Consider a vulnerability dashboard sorted by raw CVSS score. That may be useful, but it may also bury a lower-scored bug that is internet-exposed, actively exploited, and sitting on an identity provider. A better comparator might consider:

known exploitation
asset exposure
privilege impact
business criticality
patch availability

The sort order becomes an operational claim. It tells humans where to look first. It tells automation what to remediate first. If the comparator is naive, the dashboard can be beautifully ordered and strategically wrong, which is a very enterprise flavor of danger.

This is the infosec lesson: sorted does not automatically mean sensible. The machine will faithfully impose the order you asked for, even if what you asked for was a spreadsheet-shaped blind spot.

Sorting is controlled movement

At the lowest level, sorting is not abstract magic. It is controlled movement through memory.

The program reads values, compares them, branches based on the result, and writes values into new positions. Sometimes it swaps in place. Sometimes it allocates temporary space. Sometimes it preserves the relative order of equal items, which is called stability. Sometimes it does not.

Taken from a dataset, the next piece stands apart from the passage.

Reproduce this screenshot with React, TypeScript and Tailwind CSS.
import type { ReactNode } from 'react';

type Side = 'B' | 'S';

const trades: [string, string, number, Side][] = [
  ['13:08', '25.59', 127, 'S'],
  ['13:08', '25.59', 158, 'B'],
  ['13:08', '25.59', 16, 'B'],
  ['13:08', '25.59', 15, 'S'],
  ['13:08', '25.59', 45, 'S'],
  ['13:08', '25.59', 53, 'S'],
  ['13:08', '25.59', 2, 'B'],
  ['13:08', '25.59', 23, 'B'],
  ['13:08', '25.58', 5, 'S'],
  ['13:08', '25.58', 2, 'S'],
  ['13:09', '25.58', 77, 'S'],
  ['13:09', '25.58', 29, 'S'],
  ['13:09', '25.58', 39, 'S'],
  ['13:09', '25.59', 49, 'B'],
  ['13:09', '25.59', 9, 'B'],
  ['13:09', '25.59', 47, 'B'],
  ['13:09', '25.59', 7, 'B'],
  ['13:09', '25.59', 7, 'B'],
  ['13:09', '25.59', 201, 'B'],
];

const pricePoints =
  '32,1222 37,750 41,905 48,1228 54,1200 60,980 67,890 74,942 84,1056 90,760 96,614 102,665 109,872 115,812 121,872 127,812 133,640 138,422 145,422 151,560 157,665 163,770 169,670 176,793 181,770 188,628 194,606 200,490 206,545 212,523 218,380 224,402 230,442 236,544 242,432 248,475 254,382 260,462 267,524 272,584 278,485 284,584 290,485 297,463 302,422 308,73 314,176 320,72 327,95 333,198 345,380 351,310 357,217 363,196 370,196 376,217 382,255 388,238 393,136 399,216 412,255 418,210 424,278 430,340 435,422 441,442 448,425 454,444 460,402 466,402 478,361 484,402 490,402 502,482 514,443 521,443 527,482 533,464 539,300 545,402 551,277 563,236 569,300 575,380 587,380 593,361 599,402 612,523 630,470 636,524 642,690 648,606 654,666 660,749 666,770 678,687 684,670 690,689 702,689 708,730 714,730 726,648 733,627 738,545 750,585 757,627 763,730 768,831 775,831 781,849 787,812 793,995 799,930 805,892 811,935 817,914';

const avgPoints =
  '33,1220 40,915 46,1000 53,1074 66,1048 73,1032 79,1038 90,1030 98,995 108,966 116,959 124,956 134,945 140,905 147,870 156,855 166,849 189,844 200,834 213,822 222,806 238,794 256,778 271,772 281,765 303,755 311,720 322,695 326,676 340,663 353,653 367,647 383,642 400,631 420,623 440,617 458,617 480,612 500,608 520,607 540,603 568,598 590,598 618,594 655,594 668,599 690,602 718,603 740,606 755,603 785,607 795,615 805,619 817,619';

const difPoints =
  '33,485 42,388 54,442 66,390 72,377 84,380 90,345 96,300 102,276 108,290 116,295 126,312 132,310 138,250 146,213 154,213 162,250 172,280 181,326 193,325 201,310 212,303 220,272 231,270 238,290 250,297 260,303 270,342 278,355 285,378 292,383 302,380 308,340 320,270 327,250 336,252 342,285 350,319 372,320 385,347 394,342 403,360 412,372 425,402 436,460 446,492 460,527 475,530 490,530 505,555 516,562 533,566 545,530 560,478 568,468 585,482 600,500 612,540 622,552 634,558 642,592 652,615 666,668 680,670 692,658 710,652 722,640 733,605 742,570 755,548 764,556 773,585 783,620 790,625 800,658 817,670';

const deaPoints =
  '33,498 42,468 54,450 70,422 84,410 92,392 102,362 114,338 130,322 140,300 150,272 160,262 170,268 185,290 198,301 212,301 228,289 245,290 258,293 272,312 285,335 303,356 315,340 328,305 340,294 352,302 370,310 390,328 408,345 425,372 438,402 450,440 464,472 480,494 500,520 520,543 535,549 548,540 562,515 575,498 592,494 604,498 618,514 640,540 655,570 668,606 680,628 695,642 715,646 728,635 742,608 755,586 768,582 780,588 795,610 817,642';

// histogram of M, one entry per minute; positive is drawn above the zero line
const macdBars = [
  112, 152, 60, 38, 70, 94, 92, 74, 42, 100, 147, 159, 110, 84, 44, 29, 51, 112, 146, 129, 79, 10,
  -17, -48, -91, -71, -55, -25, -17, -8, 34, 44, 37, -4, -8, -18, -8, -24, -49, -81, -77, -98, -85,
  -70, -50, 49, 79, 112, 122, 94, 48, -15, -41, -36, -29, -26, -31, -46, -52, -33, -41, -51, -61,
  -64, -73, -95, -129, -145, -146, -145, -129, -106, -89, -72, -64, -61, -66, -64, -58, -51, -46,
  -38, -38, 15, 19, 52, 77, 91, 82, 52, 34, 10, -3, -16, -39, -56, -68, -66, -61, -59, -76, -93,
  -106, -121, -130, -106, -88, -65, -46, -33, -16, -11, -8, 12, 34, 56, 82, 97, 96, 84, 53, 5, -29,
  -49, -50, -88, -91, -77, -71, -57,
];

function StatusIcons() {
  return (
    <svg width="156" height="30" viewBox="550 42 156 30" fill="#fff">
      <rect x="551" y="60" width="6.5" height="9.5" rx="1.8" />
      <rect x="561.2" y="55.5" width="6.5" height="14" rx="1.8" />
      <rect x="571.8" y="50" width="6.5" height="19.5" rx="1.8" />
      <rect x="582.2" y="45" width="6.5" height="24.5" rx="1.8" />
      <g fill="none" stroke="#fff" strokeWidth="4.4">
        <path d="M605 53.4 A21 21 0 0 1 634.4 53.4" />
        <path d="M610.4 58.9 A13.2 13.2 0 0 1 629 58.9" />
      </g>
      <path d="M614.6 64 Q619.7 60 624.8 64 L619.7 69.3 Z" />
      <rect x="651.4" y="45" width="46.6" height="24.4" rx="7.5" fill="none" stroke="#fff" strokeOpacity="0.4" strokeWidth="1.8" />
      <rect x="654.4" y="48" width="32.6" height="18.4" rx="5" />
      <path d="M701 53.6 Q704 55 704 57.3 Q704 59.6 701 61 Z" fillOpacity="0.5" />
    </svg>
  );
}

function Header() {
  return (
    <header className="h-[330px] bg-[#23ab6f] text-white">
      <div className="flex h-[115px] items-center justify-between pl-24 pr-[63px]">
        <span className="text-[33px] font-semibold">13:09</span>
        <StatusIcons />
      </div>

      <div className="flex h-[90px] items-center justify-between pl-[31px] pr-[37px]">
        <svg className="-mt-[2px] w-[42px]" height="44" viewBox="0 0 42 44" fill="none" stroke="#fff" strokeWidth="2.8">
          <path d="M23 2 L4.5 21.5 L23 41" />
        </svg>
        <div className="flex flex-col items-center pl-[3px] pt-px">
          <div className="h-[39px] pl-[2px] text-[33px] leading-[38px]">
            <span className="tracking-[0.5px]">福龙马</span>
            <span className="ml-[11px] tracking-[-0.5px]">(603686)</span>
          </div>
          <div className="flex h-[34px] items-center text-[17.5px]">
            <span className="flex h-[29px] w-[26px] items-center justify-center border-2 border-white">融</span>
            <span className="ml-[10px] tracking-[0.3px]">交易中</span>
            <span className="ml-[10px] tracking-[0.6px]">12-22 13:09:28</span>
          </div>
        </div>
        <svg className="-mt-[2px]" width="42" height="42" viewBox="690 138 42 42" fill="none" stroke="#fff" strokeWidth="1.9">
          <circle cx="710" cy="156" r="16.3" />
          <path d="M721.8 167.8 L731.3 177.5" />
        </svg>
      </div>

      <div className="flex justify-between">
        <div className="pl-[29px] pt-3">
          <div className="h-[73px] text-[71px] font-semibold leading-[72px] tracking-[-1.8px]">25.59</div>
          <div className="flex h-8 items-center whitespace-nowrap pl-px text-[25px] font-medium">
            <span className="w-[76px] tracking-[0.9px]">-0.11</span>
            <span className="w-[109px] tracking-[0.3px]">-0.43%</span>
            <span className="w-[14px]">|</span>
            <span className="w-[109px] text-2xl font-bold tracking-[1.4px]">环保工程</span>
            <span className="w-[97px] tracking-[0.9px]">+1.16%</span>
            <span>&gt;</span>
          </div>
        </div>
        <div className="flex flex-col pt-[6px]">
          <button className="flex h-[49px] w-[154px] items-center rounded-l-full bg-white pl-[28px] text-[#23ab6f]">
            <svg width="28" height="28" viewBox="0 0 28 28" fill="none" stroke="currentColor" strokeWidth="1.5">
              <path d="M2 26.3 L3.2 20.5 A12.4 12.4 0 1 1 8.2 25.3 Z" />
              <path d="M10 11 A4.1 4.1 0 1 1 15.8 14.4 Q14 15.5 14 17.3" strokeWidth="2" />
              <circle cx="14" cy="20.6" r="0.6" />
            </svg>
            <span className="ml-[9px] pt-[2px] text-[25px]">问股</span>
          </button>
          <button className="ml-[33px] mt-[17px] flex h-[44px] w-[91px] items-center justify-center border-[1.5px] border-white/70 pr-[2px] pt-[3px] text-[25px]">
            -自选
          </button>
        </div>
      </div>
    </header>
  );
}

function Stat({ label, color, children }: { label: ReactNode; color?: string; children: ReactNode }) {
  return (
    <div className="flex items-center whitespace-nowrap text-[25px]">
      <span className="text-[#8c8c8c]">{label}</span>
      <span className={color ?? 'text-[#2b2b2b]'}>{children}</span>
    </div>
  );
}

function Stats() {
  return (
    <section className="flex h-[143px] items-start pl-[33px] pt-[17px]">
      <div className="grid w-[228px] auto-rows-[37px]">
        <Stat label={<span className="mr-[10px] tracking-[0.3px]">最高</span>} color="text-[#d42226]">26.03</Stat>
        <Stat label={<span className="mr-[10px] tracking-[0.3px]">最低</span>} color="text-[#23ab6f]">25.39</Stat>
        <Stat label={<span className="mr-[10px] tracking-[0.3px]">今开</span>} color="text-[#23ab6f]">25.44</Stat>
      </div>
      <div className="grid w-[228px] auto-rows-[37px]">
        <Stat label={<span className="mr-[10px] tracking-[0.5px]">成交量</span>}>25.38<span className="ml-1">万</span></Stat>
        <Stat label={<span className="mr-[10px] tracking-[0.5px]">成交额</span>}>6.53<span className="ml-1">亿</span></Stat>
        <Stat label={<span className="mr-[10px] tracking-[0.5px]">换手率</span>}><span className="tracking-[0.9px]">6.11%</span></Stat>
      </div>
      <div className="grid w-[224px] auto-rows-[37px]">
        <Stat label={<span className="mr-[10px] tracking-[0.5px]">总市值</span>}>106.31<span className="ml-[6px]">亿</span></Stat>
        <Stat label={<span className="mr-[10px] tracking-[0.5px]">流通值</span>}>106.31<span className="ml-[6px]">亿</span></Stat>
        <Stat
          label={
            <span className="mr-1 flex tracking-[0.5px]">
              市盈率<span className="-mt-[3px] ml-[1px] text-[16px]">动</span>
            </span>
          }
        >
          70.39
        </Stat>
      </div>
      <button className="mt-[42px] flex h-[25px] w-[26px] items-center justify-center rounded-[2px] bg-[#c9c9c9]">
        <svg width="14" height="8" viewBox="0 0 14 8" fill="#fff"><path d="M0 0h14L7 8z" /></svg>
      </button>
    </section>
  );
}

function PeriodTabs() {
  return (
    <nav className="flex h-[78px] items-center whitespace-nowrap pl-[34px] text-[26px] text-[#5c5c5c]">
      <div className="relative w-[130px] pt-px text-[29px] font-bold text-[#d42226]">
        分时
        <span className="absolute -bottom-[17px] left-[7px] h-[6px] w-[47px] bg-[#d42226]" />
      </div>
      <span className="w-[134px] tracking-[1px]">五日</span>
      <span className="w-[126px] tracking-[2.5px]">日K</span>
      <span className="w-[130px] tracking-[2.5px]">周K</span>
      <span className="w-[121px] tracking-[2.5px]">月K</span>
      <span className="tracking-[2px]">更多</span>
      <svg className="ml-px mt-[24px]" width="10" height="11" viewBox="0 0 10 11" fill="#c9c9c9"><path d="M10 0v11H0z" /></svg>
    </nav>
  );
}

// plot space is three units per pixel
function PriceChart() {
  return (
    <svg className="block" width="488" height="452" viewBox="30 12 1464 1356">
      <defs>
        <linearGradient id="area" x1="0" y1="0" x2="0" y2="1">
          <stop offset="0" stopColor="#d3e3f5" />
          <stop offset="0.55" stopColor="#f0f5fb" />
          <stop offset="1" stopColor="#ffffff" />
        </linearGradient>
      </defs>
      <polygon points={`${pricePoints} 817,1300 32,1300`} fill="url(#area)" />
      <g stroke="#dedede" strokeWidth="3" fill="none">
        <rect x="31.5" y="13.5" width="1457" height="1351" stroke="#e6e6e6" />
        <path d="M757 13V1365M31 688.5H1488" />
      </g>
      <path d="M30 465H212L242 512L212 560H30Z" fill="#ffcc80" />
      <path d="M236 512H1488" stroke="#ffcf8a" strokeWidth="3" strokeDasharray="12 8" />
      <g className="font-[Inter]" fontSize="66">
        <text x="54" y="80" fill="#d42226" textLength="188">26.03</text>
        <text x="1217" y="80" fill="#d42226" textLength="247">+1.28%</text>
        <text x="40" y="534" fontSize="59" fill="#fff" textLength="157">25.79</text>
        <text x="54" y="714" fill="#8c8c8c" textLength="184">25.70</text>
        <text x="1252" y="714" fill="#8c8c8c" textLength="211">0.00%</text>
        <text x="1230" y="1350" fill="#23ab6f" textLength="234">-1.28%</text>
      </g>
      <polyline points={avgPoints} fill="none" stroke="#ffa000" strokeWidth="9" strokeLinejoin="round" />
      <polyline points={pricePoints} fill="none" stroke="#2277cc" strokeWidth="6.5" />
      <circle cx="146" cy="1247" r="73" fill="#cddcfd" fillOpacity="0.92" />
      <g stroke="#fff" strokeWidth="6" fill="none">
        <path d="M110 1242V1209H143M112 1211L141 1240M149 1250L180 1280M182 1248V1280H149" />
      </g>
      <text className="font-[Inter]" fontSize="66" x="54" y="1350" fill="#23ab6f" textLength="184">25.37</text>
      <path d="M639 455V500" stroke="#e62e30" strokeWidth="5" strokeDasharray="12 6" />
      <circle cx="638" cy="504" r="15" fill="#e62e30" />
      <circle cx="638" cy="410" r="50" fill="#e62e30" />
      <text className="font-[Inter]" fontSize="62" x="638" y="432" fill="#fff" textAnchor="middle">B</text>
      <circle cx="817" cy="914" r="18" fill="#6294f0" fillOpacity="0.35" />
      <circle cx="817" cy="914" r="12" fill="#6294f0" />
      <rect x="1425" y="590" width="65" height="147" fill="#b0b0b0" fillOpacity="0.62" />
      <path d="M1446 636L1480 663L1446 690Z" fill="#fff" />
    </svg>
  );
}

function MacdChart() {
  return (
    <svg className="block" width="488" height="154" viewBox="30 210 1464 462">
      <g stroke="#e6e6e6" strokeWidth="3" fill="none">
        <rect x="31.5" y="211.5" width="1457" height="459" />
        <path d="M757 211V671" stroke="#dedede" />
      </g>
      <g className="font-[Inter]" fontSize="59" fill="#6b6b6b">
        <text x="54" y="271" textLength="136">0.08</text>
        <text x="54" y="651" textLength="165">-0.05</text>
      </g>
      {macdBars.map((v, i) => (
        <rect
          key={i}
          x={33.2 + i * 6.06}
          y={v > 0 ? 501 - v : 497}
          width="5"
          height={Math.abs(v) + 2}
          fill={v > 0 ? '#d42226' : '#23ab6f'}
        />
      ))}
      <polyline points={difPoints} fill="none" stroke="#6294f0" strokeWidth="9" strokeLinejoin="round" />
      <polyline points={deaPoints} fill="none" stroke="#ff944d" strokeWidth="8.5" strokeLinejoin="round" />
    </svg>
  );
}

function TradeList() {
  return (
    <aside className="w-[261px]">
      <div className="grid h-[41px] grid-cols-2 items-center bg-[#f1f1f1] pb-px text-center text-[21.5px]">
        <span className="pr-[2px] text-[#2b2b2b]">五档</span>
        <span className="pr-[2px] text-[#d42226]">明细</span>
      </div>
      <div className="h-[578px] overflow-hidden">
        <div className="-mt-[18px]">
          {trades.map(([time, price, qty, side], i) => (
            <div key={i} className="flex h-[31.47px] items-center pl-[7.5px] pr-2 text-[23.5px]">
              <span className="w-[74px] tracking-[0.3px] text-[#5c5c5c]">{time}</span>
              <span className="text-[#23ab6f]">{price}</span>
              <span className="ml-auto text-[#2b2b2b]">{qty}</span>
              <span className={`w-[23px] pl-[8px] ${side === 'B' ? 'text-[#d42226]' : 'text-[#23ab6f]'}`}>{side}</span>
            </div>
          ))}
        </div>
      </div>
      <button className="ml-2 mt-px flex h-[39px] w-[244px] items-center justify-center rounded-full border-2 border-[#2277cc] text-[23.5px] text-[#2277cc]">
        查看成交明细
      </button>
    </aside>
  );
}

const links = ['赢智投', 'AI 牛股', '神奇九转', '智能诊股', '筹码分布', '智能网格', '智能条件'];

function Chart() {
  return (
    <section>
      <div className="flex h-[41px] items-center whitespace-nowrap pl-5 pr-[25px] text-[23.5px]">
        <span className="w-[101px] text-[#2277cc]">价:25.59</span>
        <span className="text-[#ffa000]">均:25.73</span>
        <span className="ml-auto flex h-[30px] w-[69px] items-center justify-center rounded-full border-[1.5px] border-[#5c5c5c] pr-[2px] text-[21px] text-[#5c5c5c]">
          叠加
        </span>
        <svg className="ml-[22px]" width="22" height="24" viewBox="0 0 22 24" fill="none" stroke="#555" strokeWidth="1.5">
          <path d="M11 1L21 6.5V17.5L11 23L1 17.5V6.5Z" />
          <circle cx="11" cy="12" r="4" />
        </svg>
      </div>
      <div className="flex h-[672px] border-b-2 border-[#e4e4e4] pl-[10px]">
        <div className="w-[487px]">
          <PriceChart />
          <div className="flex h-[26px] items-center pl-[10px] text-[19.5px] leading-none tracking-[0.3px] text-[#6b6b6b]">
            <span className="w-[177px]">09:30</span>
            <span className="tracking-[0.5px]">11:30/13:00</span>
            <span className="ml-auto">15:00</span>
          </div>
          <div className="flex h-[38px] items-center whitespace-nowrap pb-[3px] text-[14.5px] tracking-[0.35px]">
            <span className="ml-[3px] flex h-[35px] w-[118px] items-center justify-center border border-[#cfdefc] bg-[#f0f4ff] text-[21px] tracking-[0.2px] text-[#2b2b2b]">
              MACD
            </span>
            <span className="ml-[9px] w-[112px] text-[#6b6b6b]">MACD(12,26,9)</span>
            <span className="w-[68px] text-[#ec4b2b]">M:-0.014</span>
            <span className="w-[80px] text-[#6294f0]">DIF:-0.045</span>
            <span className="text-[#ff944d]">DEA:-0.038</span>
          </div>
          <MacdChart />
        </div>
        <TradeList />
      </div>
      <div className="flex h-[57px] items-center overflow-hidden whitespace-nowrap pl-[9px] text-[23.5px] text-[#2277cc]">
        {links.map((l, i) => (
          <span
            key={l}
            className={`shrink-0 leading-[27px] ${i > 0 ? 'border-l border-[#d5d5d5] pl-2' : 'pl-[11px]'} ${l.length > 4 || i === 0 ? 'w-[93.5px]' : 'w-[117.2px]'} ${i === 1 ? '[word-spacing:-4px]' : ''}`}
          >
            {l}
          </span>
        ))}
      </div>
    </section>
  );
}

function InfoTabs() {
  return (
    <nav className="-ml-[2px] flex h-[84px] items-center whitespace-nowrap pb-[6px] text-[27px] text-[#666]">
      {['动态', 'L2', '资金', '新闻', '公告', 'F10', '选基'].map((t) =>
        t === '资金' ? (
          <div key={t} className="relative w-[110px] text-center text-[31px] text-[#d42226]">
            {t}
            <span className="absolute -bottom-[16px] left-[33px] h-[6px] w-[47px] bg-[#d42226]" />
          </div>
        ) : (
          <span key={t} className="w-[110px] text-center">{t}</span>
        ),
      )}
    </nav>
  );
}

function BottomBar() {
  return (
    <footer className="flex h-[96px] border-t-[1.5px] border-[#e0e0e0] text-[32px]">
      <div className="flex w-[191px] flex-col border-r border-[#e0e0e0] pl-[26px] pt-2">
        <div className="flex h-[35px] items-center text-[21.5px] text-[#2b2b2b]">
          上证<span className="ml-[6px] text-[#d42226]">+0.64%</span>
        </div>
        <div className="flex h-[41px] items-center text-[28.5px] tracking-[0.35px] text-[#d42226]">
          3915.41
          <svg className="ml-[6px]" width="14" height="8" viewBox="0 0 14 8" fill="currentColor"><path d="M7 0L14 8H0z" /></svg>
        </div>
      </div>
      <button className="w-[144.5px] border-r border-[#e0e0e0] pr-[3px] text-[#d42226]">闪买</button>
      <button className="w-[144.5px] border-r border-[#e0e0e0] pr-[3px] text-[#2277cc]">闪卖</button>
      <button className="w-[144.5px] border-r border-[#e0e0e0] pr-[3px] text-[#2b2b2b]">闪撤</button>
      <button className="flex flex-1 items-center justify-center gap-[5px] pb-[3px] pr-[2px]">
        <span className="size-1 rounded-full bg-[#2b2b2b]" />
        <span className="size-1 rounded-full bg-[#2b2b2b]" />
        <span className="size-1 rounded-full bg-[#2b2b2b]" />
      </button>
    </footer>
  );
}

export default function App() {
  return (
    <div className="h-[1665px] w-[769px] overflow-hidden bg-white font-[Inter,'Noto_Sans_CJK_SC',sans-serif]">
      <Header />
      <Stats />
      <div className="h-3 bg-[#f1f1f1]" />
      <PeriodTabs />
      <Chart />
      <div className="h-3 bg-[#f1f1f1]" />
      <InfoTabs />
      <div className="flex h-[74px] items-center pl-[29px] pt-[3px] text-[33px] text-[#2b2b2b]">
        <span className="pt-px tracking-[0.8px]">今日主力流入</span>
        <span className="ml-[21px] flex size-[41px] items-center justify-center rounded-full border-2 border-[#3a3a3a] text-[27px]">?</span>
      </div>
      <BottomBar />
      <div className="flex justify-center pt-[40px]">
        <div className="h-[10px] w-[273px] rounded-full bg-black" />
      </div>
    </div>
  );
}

A stable sort keeps equal-ranked items in their original relative order:

before:  login-A risk 5
         login-B risk 5

after:   login-A risk 5
         login-B risk 5

That can matter. If two alerts have the same risk score, preserving arrival order may be a useful secondary rule. If a sort destroys that order, the program may still be technically correct while quietly discarding context.

So sorting gives us three questions to ask every time:

  • What comparison rule defines the order?
  • How much work does the algorithm do to create it?
  • What useful promise does the sorted result give the next operation?

Those questions keep the concept grounded. Bytes in memory do not care about our labels. They only obey the operations we perform.

Sorting is the first major algorithmic idea where the machine starts to look deliberate. Not intelligent. Not magical. Just disciplined: compare, move, repeat, until a messy collection becomes a structure with consequences.